- What to do
Go through the listing and return every line with "React" in it.

- Supplied data

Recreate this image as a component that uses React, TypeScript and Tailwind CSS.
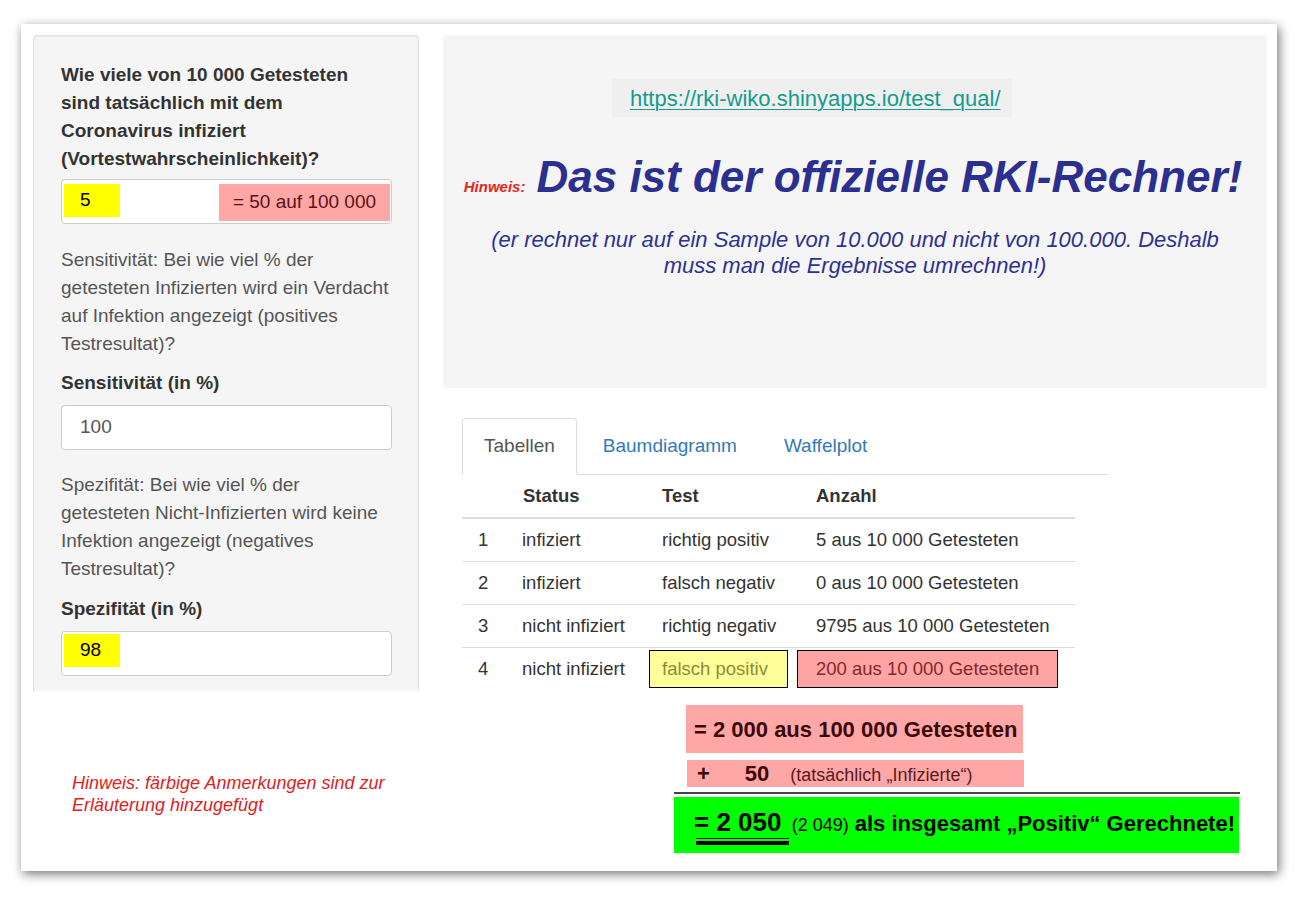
import React from "react";

const F = "font-['Liberation_Sans',Arial,sans-serif]";

function Sidebar() {
  return (
    <div className="w-[386px] h-[656px] bg-[#f5f5f5] border border-b-0 border-[#e3e3e3] rounded-t-[4px] pt-[25px] pl-[27px] pr-[26px] shadow-[inset_0_1px_1px_rgba(0,0,0,0.05)]">
      <div className="text-[19px] leading-[28px] font-bold text-[#333] whitespace-nowrap">
        Wie viele von 10 000 Getesteten
        <br />
        sind tatsächlich mit dem
        <br />
        Coronavirus infiziert
        <br />
        (Vortestwahrscheinlichkeit)?
      </div>
      <div className="mt-[6px] h-[45px] border border-[#ccc] rounded-[4px] bg-white flex items-start">
        <div className="ml-[2px] mt-[4px] w-[56px] h-[33px] bg-[#ffff00] flex items-center pl-[16px] text-[19px] text-black">
          5
        </div>
        <div className="ml-auto mr-[1px] mt-[4px] w-[171px] h-[37px] bg-[#ffa7a7] flex items-center justify-center text-[19px] text-[#5a1212]">
          = 50 auf 100 000
        </div>
      </div>
      <div className="mt-[22px] text-[19px] leading-[28px] text-[#555] whitespace-nowrap">
        Sensitivität: Bei wie viel % der
        <br />
        getesteten Infizierten wird ein Verdacht
        <br />
        auf Infektion angezeigt (positives
        <br />
        Testresultat)?
      </div>
      <div className="mt-[11px] text-[19px] leading-[28px] font-bold text-[#333]">Sensitivität (in %)</div>
      <div className="mt-[8px] h-[45px] border border-[#ccc] rounded-[4px] bg-white flex items-center pl-[18px] text-[19px] text-[#555]">
        100
      </div>
      <div className="mt-[21px] text-[19px] leading-[28px] text-[#555] whitespace-nowrap">
        Spezifität: Bei wie viel % der
        <br />
        getesteten Nicht-Infizierten wird keine
        <br />
        Infektion angezeigt (negatives
        <br />
        Testresultat)?
      </div>
      <div className="mt-[12px] text-[19px] leading-[28px] font-bold text-[#333]">Spezifität (in %)</div>
      <div className="mt-[8px] h-[45px] border border-[#ccc] rounded-[4px] bg-white flex items-start">
        <div className="ml-[2px] mt-[2px] w-[56px] h-[33px] bg-[#ffff00] flex items-center pl-[16px] text-[19px] text-black">
          98
        </div>
      </div>
    </div>
  );
}

function TopPanel() {
  return (
    <div className="h-[353px] bg-[#f5f5f5] flex flex-col">
      <div className="mt-[44px] ml-[169px] w-[400px] h-[38px] bg-[#efefef] flex items-center pl-[18px]">
        <span className="text-[22px] text-[#169b8e] underline underline-offset-[3px] decoration-1">
          https://rki-wiko.shinyapps.io/test_qual/
        </span>
      </div>
      <div className="mt-[35px] flex justify-center items-baseline h-[50px] whitespace-nowrap pr-[4px]">
        <span className="text-[15px] font-bold italic text-[#e52421] mr-[11px]">Hinweis:</span>
        <span className="text-[44px] leading-[50px] font-bold italic text-[#2b2f8f]">
          Das ist der offizielle RKI-Rechner!
        </span>
      </div>
      <div className="mt-[25px] text-center text-[22px] leading-[26px] italic text-[#2e3192] whitespace-nowrap">
        (er rechnet nur auf ein Sample von 10.000 und nicht von 100.000. Deshalb
        <br />
        muss man die Ergebnisse umrechnen!)
      </div>
    </div>
  );
}

function Tabs() {
  return (
    <div className="pt-[30px] pl-[19px]">
      <div className="w-[646px] h-[57px] border-b border-[#ddd] flex items-end">
        <div className="h-[57px] -mb-px px-[21px] border border-[#ddd] border-b-white rounded-t-[4px] bg-white flex items-center text-[19px] text-[#555]">
          Tabellen
        </div>
        <div className="h-[56px] ml-[2px] px-[24px] flex items-center text-[19px] text-[#337ab7]">Baumdiagramm</div>
        <div className="h-[56px] ml-[2px] px-[21px] flex items-center text-[19px] text-[#337ab7]">Waffelplot</div>
      </div>
      <div className="w-[613px] text-[18.5px] text-[#333]">
        <div className="grid grid-cols-[50px_140px_154px_269px] h-[44px] items-center border-b-2 border-[#ddd] font-bold">
          <div />
          <div className="pl-[11px]">Status</div>
          <div className="pl-[10px]">Test</div>
          <div className="pl-[10px]">Anzahl</div>
        </div>
        {[
          ["1", "infiziert", "richtig positiv", "5 aus 10 000 Getesteten"],
          ["2", "infiziert", "falsch negativ", "0 aus 10 000 Getesteten"],
          ["3", "nicht infiziert", "richtig negativ", "9795 aus 10 000 Getesteten"],
        ].map((r) => (
          <div key={r[0]} className="grid grid-cols-[50px_140px_154px_269px] h-[43px] items-center border-b border-[#ddd] whitespace-nowrap">
            <div className="pl-[16px]">{r[0]}</div>
            <div className="pl-[10px]">{r[1]}</div>
            <div className="pl-[10px]">{r[2]}</div>
            <div className="pl-[10px]">{r[3]}</div>
          </div>
        ))}
        <div className="grid grid-cols-[50px_140px_154px_269px] h-[42px] items-center whitespace-nowrap">
          <div className="pl-[16px]">4</div>
          <div className="pl-[10px]">nicht infiziert</div>
          <div>
            <div className="-ml-[3px] w-[139px] h-[38px] border border-black bg-[#ffff99] flex items-center pl-[12px] text-[#8c8c3a]">
              falsch positiv
            </div>
          </div>
          <div>
            <div className="-ml-[9px] w-[261px] h-[38px] border border-black bg-[#ffa3a3] flex items-center pl-[18px] text-[#7d2a2a]">
              200 aus 10 000 Getesteten
            </div>
          </div>
        </div>
      </div>
    </div>
  );
}

function Bottom() {
  return (
    <div className="flex">
      <div className="w-[653px] pl-[51px] pt-[81px] text-[18px] leading-[22px] italic text-[#e02020] whitespace-nowrap">
        Hinweis: färbige Anmerkungen sind zur
        <br />
        Erläuterung hinzugefügt
      </div>
      <div className="w-[566px] pt-[14px] whitespace-nowrap">
        <div className="ml-[12px] w-[337px] h-[48px] bg-[#ffa7a7] flex items-center pl-[8px] text-[22px] font-bold text-[#3a0808]">
          = 2 000 aus 100 000 Getesteten
        </div>
        <div className="mt-[7px] ml-[13px] w-[337px] h-[27px] bg-[#ffa7a7] flex items-baseline pl-[10px] pt-[1px] text-[#3a0808]">
          <span className="text-[22px] leading-[26px] font-bold">+</span>
          <span className="ml-[35px] text-[22px] leading-[26px] font-bold">50</span>
          <span className="ml-[21px] text-[18px] text-[#5a1a1a]">(tatsächlich „Infizierte“)</span>
        </div>
        <div className="mt-[5px] h-[2px] w-[566px] bg-[#444]" />
        <div className="mt-[3px] h-[56px] w-[565px] bg-[#00ff00] flex items-baseline pl-[20px] pt-[10px] text-black">
          <span className="inline-flex flex-col">
            <span className="text-[26px] leading-[30px] font-bold">= 2 050&nbsp;</span>
            <span className="ml-[2px] mt-[1px] h-[1px] bg-black" />
            <span className="ml-[2px] mt-[2px] h-[4px] bg-black" />
          </span>
          <span className="ml-[3px] text-[18px]">(2 049)</span>
          <span className="ml-[6px] text-[22px] font-bold">als insgesamt „Positiv“ Gerechnete!</span>
        </div>
      </div>
    </div>
  );
}

export default function App() {
  return (
    <div className={`w-[1305px] h-[897px] bg-white pt-[24px] pl-[21px] ${F}`}>
      <div className="w-[1256px] h-[847px] bg-white shadow-[2px_3px_10px_rgba(0,0,0,0.55)] flex flex-col">
        <div className="flex pt-[11px] pl-[12px]">
          <Sidebar />
          <div className="ml-[24px] w-[824px]">
            <TopPanel />
            <Tabs />
          </div>
        </div>
        <Bottom />
      </div>
    </div>
  );
}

- Solution to this task
Recreate this image as a component that uses React, TypeScript and Tailwind CSS.
import React from "react";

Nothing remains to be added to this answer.